CHALLENGE -
The lines to extract begin at the one containing "Emit a web page" and run to the end of the listing; set them down exactly and alone.

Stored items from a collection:
- - - - -
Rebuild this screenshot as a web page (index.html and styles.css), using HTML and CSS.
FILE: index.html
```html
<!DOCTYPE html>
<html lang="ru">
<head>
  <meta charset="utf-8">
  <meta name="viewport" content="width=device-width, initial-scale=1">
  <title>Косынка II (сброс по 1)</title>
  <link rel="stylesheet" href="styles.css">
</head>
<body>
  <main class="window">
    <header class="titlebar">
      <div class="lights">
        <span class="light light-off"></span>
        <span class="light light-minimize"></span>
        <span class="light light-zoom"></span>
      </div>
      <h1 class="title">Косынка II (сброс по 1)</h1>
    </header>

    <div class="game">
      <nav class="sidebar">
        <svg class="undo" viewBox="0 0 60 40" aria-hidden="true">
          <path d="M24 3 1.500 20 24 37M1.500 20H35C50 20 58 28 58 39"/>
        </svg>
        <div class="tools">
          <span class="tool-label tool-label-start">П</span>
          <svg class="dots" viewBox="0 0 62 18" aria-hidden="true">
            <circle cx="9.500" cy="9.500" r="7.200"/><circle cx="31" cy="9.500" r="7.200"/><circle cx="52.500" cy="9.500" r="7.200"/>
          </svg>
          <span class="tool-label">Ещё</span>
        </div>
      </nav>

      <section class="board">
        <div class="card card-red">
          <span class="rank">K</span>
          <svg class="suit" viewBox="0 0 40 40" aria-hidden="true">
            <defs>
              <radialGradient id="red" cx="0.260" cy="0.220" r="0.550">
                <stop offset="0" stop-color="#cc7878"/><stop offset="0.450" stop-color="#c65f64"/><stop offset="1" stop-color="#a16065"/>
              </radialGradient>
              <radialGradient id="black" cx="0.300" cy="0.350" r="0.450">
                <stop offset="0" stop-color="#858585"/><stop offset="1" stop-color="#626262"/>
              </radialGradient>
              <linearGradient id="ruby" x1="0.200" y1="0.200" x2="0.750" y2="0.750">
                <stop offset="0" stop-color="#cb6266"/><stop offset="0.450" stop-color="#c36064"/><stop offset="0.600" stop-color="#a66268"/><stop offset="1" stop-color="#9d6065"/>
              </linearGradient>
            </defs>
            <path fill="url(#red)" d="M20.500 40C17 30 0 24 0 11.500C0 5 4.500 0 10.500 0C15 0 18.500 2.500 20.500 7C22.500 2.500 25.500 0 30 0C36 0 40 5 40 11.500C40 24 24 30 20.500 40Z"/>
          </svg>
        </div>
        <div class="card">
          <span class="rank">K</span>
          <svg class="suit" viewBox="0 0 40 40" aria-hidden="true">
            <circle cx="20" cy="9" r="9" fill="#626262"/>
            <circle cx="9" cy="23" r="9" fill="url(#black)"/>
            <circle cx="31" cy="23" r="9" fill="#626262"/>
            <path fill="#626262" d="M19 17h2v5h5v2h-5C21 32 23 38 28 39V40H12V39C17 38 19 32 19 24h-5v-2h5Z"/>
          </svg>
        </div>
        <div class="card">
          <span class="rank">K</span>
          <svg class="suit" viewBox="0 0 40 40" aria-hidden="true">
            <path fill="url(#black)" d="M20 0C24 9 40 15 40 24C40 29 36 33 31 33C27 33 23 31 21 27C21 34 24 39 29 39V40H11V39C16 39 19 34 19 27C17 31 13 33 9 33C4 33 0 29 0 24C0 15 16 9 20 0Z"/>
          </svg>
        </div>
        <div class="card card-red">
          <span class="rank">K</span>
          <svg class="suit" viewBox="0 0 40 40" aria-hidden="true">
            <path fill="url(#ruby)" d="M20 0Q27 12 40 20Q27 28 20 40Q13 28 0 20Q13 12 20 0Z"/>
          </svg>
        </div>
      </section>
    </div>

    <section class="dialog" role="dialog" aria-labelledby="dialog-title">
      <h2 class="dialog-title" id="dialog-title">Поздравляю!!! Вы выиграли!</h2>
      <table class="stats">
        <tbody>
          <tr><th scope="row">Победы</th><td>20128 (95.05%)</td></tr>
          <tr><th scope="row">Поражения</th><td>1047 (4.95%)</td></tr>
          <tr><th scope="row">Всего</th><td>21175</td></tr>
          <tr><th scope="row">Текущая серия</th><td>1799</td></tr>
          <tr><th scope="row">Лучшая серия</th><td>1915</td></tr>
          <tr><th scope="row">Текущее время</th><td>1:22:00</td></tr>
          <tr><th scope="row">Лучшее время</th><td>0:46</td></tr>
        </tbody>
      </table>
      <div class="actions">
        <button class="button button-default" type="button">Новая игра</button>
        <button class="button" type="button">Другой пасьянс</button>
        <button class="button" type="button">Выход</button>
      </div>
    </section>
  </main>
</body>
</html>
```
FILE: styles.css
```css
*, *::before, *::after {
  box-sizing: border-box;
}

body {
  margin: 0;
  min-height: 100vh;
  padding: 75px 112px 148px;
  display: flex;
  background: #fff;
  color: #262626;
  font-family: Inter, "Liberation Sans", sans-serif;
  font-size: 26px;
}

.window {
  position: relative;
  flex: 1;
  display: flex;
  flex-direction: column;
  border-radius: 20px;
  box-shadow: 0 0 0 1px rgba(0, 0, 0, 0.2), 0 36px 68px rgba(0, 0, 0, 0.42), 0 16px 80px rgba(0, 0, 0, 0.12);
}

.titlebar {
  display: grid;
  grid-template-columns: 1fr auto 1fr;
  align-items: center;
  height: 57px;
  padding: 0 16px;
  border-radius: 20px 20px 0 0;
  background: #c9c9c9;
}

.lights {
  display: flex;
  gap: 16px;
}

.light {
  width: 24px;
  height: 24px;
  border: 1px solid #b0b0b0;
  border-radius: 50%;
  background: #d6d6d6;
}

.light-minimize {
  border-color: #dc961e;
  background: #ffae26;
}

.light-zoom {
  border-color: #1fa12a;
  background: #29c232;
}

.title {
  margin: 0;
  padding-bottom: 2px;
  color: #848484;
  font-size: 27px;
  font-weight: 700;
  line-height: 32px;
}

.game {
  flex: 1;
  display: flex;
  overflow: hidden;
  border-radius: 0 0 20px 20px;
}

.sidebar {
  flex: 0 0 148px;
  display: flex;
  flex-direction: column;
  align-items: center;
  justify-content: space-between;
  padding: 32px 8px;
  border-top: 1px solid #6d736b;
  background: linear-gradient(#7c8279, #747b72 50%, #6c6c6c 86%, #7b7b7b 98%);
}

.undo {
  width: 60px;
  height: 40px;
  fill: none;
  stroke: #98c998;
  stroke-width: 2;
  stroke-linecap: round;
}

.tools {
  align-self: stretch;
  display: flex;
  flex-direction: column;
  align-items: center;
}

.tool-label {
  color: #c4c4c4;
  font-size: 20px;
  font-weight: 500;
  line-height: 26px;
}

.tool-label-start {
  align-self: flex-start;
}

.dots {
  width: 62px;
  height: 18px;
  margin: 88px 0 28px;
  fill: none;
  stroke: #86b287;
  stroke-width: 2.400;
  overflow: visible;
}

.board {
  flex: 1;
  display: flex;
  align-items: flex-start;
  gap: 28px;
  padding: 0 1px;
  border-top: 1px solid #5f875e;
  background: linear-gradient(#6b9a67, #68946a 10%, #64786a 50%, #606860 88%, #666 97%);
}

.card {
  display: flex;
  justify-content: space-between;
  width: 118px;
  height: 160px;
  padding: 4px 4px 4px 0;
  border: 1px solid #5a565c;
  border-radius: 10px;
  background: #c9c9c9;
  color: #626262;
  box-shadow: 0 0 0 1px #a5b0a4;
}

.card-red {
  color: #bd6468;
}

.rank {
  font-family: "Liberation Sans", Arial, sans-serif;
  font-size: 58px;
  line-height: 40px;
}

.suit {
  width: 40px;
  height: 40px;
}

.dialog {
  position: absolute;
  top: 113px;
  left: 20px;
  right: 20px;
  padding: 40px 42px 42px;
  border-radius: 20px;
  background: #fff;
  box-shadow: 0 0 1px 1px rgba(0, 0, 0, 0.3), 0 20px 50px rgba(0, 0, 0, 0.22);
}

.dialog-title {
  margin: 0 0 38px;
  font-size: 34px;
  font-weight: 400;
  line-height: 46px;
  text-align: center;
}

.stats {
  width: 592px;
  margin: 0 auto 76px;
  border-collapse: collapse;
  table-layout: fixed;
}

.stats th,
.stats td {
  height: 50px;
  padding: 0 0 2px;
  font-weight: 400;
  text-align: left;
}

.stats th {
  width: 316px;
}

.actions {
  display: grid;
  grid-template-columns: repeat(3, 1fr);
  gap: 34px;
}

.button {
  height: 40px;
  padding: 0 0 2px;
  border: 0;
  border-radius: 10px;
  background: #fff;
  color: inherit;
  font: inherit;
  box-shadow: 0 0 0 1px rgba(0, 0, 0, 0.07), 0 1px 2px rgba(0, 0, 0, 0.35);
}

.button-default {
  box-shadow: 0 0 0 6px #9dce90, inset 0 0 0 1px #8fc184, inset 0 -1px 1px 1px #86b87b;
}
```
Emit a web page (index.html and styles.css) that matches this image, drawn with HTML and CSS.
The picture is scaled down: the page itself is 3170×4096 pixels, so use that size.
- - - - -
FULL SOLUTION -
Emit a web page (index.html and styles.css) that matches this image, drawn with HTML and CSS.
The picture is scaled down: the page itself is 3170×4096 pixels, so use that size.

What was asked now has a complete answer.